Knight has written numerous scholarly articles on Chesterton, and his first book, Chesterton and Evil, also focused on the writer, perhaps best known for his "Father Brown" mystery series. Chesterton was popularly perceived as a very cheerful and optimistic individual. "Those who knew Chesterton best were unanimous in their belief that he was a happy man," noted reviewer Ian Boyd in Christianity and Literature. "The popular impression of his writings was the same. Facile optimism, in fact, was a standard criticism" of his early works, Boyd continued. Though there was a great deal of optimism, joy, and exuberance in Chesterton's writing, Knight sees a darker side to the author's life and works. An encounter with evil and moral relativism while he was a student at the Slade School of Art and London University troubled Chesterton greatly, and resulted in a bout of depression. Ultimately, however, this troubling period became key to Chesterton's later buoyant optimism and delight with life. "Mark Knight is right to draw attention to the dark side of Chesterton's life and writing, and right also in seeing his experience of moral darkness as the clue to understanding his philosophy of joy," Boyd stated. "Instead of presuming that Chesterton's positive outlook constitutes a regrettable failure to confront the vicissitudes of life, Knight reasons that Chesterton's optimism was a way of offering a thoughtful and reserved response to evil," observed G.A. Cevasco, writing in English Literature in Transition, 1880-1920. "In place of the popular caricature of Chesterton as a lightweight Pollyanna, Knight postulates a writer who constructed a multifaceted and comprehensive response to evil," Cevasco further commented. "Mark Knight's book succeeds brilliantly in explaining the apparent contradiction between an author who taught a gospel of joy and a man who was preoccupied with the problem of evil," stated Boyd.
With Thomas Woodman, Knight is the editor of Biblical Religion and the Novel, 1700-2000, an examination of religious motifs found in literature as well as an exploration of particular novelists and their relationship to religion, theology, and the Bible.
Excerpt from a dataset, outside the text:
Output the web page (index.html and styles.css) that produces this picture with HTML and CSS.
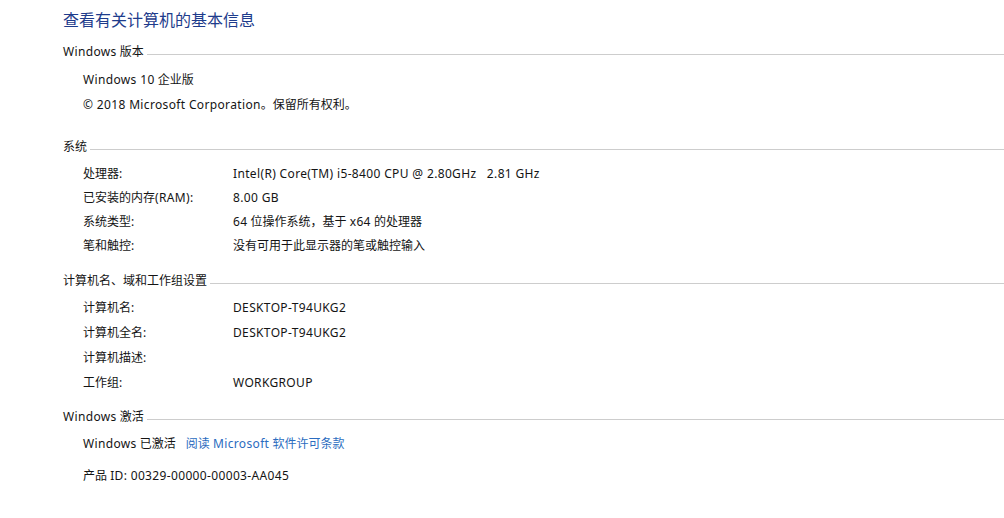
FILE: index.html
```html
<!DOCTYPE html>
<html lang="zh-CN">
<head>
<meta charset="utf-8">
<title>系统</title>
<link rel="stylesheet" href="styles.css">
</head>
<body>
<main class="page">
  <h1 class="title">查看有关计算机的基本信息</h1>

  <section class="section">
    <div class="heading"><span class="heading-text"><span class="lat">Windows</span> 版本</span><span class="rule"></span></div>
    <div class="rows rows-25 mt7">
      <div class="row"><span class="lat">Windows 10</span>&nbsp;企业版</div>
      <div class="row"><span class="lat">© 2018 Microsoft Corporation</span>。保留所有权利。</div>
    </div>
  </section>

  <section class="section mt22">
    <div class="heading"><span class="heading-text">系统</span><span class="rule"></span></div>
    <div class="rows rows-24 mt7">
      <div class="row"><span class="label">处理器:</span><span class="value lat">Intel(R) Core(TM) i5-8400 CPU @ 2.80GHz&nbsp;&nbsp;&nbsp;2.81 GHz</span></div>
      <div class="row"><span class="label">已安装的内存<span class="lat">(RAM)</span>:</span><span class="value lat">8.00 GB</span></div>
      <div class="row"><span class="label">系统类型:</span><span class="value"><span class="lat">64</span> 位操作系统，基于 <span class="lat">x64</span> 的处理器</span></div>
      <div class="row"><span class="label">笔和触控:</span><span class="value">没有可用于此显示器的笔或触控输入</span></div>
    </div>
  </section>

  <section class="section mt15">
    <div class="heading"><span class="heading-text">计算机名、域和工作组设置</span><span class="rule"></span></div>
    <div class="rows rows-25 mt6">
      <div class="row"><span class="label">计算机名:</span><span class="value lat">DESKTOP-T94UKG2</span></div>
      <div class="row"><span class="label">计算机全名:</span><span class="value lat">DESKTOP-T94UKG2</span></div>
      <div class="row"><span class="label">计算机描述:</span><span class="value"></span></div>
      <div class="row"><span class="label">工作组:</span><span class="value lat">WORKGROUP</span></div>
    </div>
  </section>

  <section class="section mt14">
    <div class="heading"><span class="heading-text"><span class="lat">Windows</span> 激活</span><span class="rule"></span></div>
    <div class="rows rows-25 mt6">
      <div class="row"><span class="lat">Windows</span>&nbsp;已激活<a class="link" href="#">阅读 <span class="lat">Microsoft</span> 软件许可条款</a></div>
    </div>
    <div class="rows rows-25 mt7">
      <div class="row">产品&nbsp;<span class="lat">ID: 00329-00000-00003-AA045</span></div>
    </div>
  </section>
</main>
</body>
</html>
```
FILE: styles.css
```css
* { box-sizing: border-box; }
html, body { margin: 0; padding: 0; background: #ffffff; }
body {
  font-family: "Noto Sans", "Noto Sans CJK SC", sans-serif;
  font-size: 12px;
  color: #141414;
}
.page {
  padding: 9px 0 0 63px;
}
.title {
  margin: 0 0 13px 0;
  font-size: 16px;
  line-height: 22px;
  font-weight: normal;
  color: #1e3c8c;
}
.lat { letter-spacing: 0.35px; }
.heading {
  display: flex;
  align-items: flex-start;
  height: 16px;
  line-height: 16px;
}
.heading-text { white-space: nowrap; }
.rule {
  flex: 1;
  height: 1px;
  margin: 10px 0 0 3px;
  background: #cdcdcd;
}
.rows { padding-left: 20px; }
.rows-25 .row { height: 25px; line-height: 25px; }
.rows-24 .row { height: 24px; line-height: 24px; }
.row { display: flex; white-space: pre; }
.label { width: 150px; flex: none; }
.value { flex: none; }
.link {
  margin-left: 10px;
  color: #2b6cc0;
  text-decoration: none;
}
.mt6 { margin-top: 6px; }
.mt7 { margin-top: 7px; }
.mt14 { margin-top: 14px; }
.mt15 { margin-top: 15px; }
.mt22 { margin-top: 22px; }
```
The authors and editors consider the "interplay between religion" and the novel, which some have seen as rejecting religion, noted a Reference & Research Book News critic. The authors in the collection approach the issue of religion and the novel from a variety of perspectives and offer essays on an array of subjects. Among the topics are the aestheticizing of scripture; Fielding's Tom Jones as Christian comedy; spirituality in the works of John Updike and Richard Ford; the evolution of the Bible from source of unquestioned spiritual teaching to a work of literary merit; Protestantism and the Bible; Methodism in Wuthering Heights; and more. Knight also contributed to the book, and his "own essay demonstrates the extent of theological interest to be found in Dickens's ostensibly secular periodical All the Year Round," noted Elisabeth Jay in the Modern Language Review.
In Nineteenth-Century Religion and Literature: An Introduction, written with Emma Mason, Knight looks at the interconnections between literature and religion from the end of the eighteenth century to the turn of the nineteenth century. The authors provide details on relevant religious movements of the periods, focusing largely on British Christianity. They examine how particular religious ideas are found relative to a selection of literary texts of the time. They look at religious events and ideas such as Protestant dissent, the rise of Methodism, the influence of Unitarians, the Oxford Movement and its aftermath, evangelical Christianity, and secularization; and the role of Roman Catholic writers at the end of the nineteenth century. They note that it was often the contemporary writers of the nineteenth century who helped spark interest in religion and renewed adherence to Christian ideals. "With its goal of introducing readers to a wide range of texts over a long period, this book's strength is not to be found in detailed or sustained analysis," commented William R. McKelvy in a Victorian Studies review. "This nicely compact study makes a handy reference for either introductory courses in the nineteenth century or more advanced studies," observed Nadine Cooper, writing in English Literature in Transition, 1880-1920. In the end, the book's "main purpose is to question where theological debate and discourse stands throughout the century," Cooper remarked. Knight and Mason's work "does a fine job explaining how religion was the inspiration for or subject of a great deal of writing in a period that featured an extraordinarily expanded market for print," stated McKelvy.
BIOGRAPHICAL AND CRITICAL SOURCES:
PERIODICALS
Christianity and Literature, summer, 2006, Ian Boyd, review of Chesterton and Evil, p. 611.
Contemporary Review, summer, 2007, review of Biblical Religion and the Novel, 1700-2000, p. 271.
English Literature in Transition, 1880-1920, spring, 2006, G.A. Cevasco, review of Chesterton and Evil, p. 221; spring, 2008, Nadine Cooper, review of Nineteenth-Century Religion and Literature: An Introduction, p. 238.
Modern Language Review, July, 2007, Elisabeth Jay, review of Biblical Religion and the Novel, 1700-2000, p. 824; April, 2008, William Baker, review of Nineteenth-Century Religion and Literature, p. 517.
Reference & Research Book News, November, 2006, review of Biblical Religion and the Novel, 1700-2000.
Victorian Studies, winter, 2008, William R. McKelvy, review of Nineteenth-Century Religion and Literature, p. 324.